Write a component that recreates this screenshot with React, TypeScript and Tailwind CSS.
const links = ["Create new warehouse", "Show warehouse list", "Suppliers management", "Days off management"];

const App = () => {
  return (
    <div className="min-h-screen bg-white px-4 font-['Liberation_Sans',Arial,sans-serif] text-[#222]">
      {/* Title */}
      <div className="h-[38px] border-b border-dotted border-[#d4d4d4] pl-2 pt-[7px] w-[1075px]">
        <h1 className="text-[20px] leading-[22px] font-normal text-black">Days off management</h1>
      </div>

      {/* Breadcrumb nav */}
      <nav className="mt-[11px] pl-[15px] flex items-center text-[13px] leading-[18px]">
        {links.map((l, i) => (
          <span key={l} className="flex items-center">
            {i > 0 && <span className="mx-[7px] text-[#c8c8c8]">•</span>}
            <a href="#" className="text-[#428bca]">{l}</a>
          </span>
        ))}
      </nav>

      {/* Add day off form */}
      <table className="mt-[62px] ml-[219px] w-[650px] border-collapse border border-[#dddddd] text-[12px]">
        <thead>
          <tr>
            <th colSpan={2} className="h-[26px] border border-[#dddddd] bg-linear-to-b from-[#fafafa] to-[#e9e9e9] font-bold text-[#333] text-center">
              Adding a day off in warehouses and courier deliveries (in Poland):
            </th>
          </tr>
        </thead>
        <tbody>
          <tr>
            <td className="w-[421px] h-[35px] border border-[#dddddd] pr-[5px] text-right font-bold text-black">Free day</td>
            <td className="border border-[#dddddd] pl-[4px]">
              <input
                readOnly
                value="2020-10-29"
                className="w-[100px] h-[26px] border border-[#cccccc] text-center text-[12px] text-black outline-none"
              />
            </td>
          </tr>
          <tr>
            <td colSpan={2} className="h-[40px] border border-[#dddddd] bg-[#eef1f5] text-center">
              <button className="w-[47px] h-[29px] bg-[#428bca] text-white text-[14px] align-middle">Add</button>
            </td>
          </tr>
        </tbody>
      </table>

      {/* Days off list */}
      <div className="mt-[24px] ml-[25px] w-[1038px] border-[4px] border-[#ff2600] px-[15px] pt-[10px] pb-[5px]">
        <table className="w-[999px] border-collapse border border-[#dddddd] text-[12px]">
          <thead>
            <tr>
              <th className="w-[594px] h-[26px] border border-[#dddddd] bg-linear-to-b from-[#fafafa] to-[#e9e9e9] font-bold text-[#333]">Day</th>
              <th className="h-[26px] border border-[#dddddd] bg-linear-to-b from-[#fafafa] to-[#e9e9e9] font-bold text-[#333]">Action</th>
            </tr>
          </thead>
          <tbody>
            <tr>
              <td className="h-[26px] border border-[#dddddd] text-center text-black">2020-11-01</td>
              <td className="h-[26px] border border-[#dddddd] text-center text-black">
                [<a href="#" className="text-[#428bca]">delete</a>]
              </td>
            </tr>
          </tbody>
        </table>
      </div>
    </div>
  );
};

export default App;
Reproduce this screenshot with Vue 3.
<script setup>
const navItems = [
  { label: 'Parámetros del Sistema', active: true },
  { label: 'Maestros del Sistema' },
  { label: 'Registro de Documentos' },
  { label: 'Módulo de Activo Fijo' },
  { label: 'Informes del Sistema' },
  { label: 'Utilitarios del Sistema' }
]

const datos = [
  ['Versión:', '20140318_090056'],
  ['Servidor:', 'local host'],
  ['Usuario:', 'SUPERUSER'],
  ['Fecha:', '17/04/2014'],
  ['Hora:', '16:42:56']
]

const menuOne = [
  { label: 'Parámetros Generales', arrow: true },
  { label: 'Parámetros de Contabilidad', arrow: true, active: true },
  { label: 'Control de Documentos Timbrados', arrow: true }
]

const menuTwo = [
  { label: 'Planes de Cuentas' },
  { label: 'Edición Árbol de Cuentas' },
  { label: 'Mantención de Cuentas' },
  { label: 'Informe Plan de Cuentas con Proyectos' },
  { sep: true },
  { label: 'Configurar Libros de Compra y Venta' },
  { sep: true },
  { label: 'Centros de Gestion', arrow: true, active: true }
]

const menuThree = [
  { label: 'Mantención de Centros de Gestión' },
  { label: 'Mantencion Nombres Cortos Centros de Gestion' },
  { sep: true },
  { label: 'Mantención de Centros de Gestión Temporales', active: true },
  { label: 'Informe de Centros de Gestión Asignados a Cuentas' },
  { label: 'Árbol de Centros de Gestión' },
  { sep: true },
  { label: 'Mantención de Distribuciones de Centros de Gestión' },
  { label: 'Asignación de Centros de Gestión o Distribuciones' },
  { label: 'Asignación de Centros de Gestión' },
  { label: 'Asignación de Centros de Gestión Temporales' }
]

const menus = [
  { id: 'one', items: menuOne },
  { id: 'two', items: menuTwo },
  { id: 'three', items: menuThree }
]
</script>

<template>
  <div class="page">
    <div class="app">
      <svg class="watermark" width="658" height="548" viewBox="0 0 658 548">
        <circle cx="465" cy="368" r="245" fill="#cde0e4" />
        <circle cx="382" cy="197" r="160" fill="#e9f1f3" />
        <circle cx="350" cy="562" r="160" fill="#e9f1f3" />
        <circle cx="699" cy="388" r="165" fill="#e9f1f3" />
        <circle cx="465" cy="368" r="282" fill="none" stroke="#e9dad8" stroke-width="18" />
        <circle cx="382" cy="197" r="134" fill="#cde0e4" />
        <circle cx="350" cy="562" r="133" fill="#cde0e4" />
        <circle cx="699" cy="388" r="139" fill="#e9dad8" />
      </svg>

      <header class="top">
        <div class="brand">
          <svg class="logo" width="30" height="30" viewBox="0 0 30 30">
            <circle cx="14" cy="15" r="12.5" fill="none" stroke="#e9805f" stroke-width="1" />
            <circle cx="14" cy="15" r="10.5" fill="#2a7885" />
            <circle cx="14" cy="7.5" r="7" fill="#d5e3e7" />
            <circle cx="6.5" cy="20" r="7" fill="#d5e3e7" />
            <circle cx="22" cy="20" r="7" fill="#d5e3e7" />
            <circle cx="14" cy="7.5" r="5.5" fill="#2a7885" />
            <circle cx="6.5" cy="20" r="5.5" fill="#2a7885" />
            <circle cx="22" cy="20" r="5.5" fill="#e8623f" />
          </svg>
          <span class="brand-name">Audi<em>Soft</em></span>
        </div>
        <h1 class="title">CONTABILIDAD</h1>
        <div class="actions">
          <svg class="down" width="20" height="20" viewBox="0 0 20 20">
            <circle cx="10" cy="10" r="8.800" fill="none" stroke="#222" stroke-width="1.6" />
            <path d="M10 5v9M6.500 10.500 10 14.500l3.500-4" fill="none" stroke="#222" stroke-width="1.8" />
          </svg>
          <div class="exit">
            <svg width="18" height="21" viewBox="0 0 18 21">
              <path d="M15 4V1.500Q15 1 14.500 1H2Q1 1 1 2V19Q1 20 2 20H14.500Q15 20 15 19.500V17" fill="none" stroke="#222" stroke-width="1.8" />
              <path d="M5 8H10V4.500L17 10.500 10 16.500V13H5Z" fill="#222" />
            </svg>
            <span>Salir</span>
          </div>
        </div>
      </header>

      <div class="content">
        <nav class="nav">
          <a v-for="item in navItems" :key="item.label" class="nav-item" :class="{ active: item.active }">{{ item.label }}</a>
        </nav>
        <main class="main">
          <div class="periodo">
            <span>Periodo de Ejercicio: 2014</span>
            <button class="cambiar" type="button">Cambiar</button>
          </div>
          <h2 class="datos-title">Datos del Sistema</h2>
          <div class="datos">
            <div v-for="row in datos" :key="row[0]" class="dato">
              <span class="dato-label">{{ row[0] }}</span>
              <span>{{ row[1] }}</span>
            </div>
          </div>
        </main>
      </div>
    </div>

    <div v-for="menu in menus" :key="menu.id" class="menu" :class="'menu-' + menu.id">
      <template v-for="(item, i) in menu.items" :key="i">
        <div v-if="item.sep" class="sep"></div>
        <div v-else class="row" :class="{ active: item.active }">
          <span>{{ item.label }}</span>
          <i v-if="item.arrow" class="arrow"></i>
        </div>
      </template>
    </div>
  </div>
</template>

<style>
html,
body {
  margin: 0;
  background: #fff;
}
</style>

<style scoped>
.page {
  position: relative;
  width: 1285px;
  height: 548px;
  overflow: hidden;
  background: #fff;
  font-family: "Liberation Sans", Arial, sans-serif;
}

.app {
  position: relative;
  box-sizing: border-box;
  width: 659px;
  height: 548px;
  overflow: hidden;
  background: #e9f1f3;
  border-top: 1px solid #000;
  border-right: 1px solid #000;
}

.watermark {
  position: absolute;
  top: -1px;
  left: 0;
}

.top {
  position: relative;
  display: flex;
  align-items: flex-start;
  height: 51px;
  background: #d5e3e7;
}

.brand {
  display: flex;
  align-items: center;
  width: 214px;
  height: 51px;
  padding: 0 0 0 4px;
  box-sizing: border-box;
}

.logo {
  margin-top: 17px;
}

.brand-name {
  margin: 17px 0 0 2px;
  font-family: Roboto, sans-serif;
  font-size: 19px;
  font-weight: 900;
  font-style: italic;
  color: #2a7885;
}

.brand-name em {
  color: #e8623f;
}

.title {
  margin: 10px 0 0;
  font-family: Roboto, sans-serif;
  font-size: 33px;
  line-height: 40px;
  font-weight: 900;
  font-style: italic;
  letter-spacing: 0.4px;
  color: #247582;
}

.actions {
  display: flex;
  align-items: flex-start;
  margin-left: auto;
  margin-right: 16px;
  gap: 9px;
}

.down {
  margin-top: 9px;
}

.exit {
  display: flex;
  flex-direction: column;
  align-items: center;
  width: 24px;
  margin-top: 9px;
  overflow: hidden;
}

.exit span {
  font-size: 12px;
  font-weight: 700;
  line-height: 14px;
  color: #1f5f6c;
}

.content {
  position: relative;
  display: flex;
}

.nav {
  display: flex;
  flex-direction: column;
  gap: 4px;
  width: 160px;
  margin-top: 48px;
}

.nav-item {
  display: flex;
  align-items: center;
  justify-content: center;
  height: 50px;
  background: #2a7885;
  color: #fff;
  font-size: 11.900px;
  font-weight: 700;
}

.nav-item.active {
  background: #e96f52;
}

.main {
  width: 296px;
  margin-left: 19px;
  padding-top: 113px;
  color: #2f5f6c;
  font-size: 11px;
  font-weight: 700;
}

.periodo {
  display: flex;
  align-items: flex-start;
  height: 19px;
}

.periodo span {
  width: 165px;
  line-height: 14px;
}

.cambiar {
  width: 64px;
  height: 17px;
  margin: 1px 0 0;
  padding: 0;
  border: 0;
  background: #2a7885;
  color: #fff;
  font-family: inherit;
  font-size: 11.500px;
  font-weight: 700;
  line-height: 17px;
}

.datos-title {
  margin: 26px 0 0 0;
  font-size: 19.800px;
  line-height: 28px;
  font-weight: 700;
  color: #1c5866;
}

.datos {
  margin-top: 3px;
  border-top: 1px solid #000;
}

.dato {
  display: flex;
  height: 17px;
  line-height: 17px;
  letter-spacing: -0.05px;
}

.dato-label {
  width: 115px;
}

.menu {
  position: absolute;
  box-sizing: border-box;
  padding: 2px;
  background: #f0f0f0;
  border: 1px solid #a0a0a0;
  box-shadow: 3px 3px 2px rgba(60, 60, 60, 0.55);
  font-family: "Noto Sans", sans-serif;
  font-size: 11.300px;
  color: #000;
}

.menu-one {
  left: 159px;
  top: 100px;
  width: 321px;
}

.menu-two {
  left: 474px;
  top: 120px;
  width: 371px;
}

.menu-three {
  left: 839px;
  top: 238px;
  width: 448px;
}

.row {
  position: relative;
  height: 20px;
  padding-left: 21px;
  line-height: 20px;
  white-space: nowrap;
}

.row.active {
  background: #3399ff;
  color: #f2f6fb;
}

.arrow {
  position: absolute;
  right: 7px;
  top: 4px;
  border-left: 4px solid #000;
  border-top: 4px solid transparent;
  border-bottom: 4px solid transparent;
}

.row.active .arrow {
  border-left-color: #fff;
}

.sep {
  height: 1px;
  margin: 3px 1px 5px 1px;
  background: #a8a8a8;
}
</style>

· · · ·

Show all lines above holding "screenshot".

Write a component that recreates this screenshot with React, TypeScript and Tailwind CSS.
Reproduce this screenshot with Vue 3.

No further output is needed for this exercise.